Wednesday 21 March 2018

Forkful's easy suppers: Lemon Caper Hake

Lemon caper hake. Photo: Mark Duggan
Lemon caper hake. Photo: Mark Duggan

Aoife McElwain

How did fish become associated with Fridays? Though there is a delicious conspiracy that a powerful Medieval pope made a secret pact with the fishing industry to boost sales, no evidence has ever been found to help the conspiracy make the transition to historical fact.

Instead, it seems that the cold-blooded nature of fish fits in with the theological Christian ritual of fasting on a Friday, particularly important on Good Friday itself.

This week's recipe might work for your Good Friday table, or for your table on any good day when you fancy eating fish.

Hake, specifically from the North Atlantic, is a current favourite for cooks who care about the sustainability of their fish. The cod schools in our seas have taken a serious beating from unsustainable over-fishing.

Personally, I would take the sweet, subtle flavour of hake over cod any day.

Be careful to source your fish from a reputable and reliable fishmongers who can tell you about the sourcing and provenance. I trust Kish Fish and Fitzsimon's Fishmongers in Dublin. Gannet Fishmongers in Galway are fantastic as is the famous fish aisle in Cork's English Market.

For me, butter is best when it comes to cooking fish. However, you can swap it out for olive oil if you prefer.

Similarly with the rapeseed oil in the lemon caper dressing, you can use olive oil if that's what you have to hand.

I love the golden colour of rapeseed oil as well as the gorgeous flavour it adds to the dressing. Try Newgrange Gold or Donegal Rapeseed Oil, both Irish companies making lovely products.

Lemon Caper Hake

Serves 2

Prep Time: 15 minutes

Cooking Time: 15 minutes


8 baby potatoes

3 tablespoons rapeseed oil

Zest of 1 lemon

1 tablespoon of lemon juice

1 tablespoon of capers



8 asparagus spears

2 x 100g hake fillets

Plenty of butter

Lemon wedges, to serve

Fresh dill, optional


1. Bring a saucepan full of water to a boil. Cook your baby potatoes for 10 to 12 minutes, or until tender. Drain and set aside. 2. Meanwhile, make your lemon caper dressing. Put the rapeseed oil in a bowl and add the zest of one lemon. Squeeze in the tablespoon of lemon juice. Roughly chop the capers and add them to the dressing. Mix well and season with a little salt and pepper to taste. Set aside. 3. Heat a knob of butter in a non-stick frying pan over a high heat. Fry the fish for four minutes on each side, or until cooked through and crisping around its edges. Remove from the pan and keep warm.

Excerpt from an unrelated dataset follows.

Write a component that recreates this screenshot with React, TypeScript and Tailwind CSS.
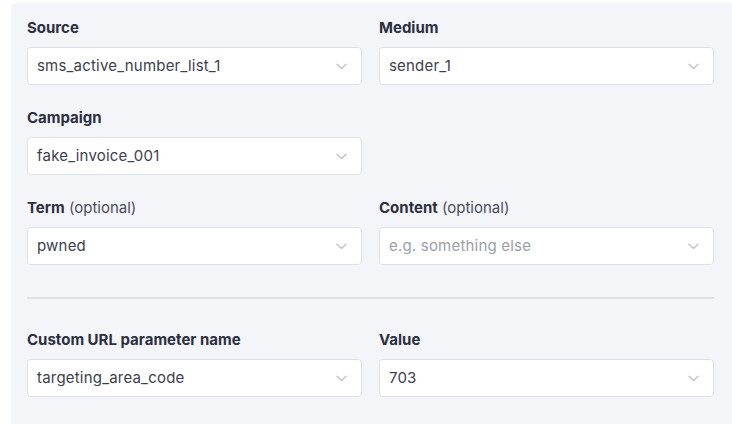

4. Add a little more butter to the same pan and fry the asparagus spears over a high heat for about 3 minutes, just a flash-fry so they soften a little but still maintain their beautiful green hue and lovely crunch. There are few things as miserable as an overcooked asparagus spear. 5. Transfer the asparagus spears to a plate and place the hake fillets on top. Depending on what shape of fillet you get, you can keep your fillet whole or let it break into two smaller pieces, like my dish. Spoon a bit of the dressing on top of the fish and serve the rest on the side, along with the boiled spuds and a slice of lemon. Finish the plate with sprigs of fresh dill if you have it to hand.

This week's storecupboard essential:

Capers: The little pickled capers that you find in supermarkets are actually the edible flower buds of the caper bush. They add a salty burst to a dressing and love being paired with fish.

Head to your local deli to pick up a good quality jar of these salty little supper savers.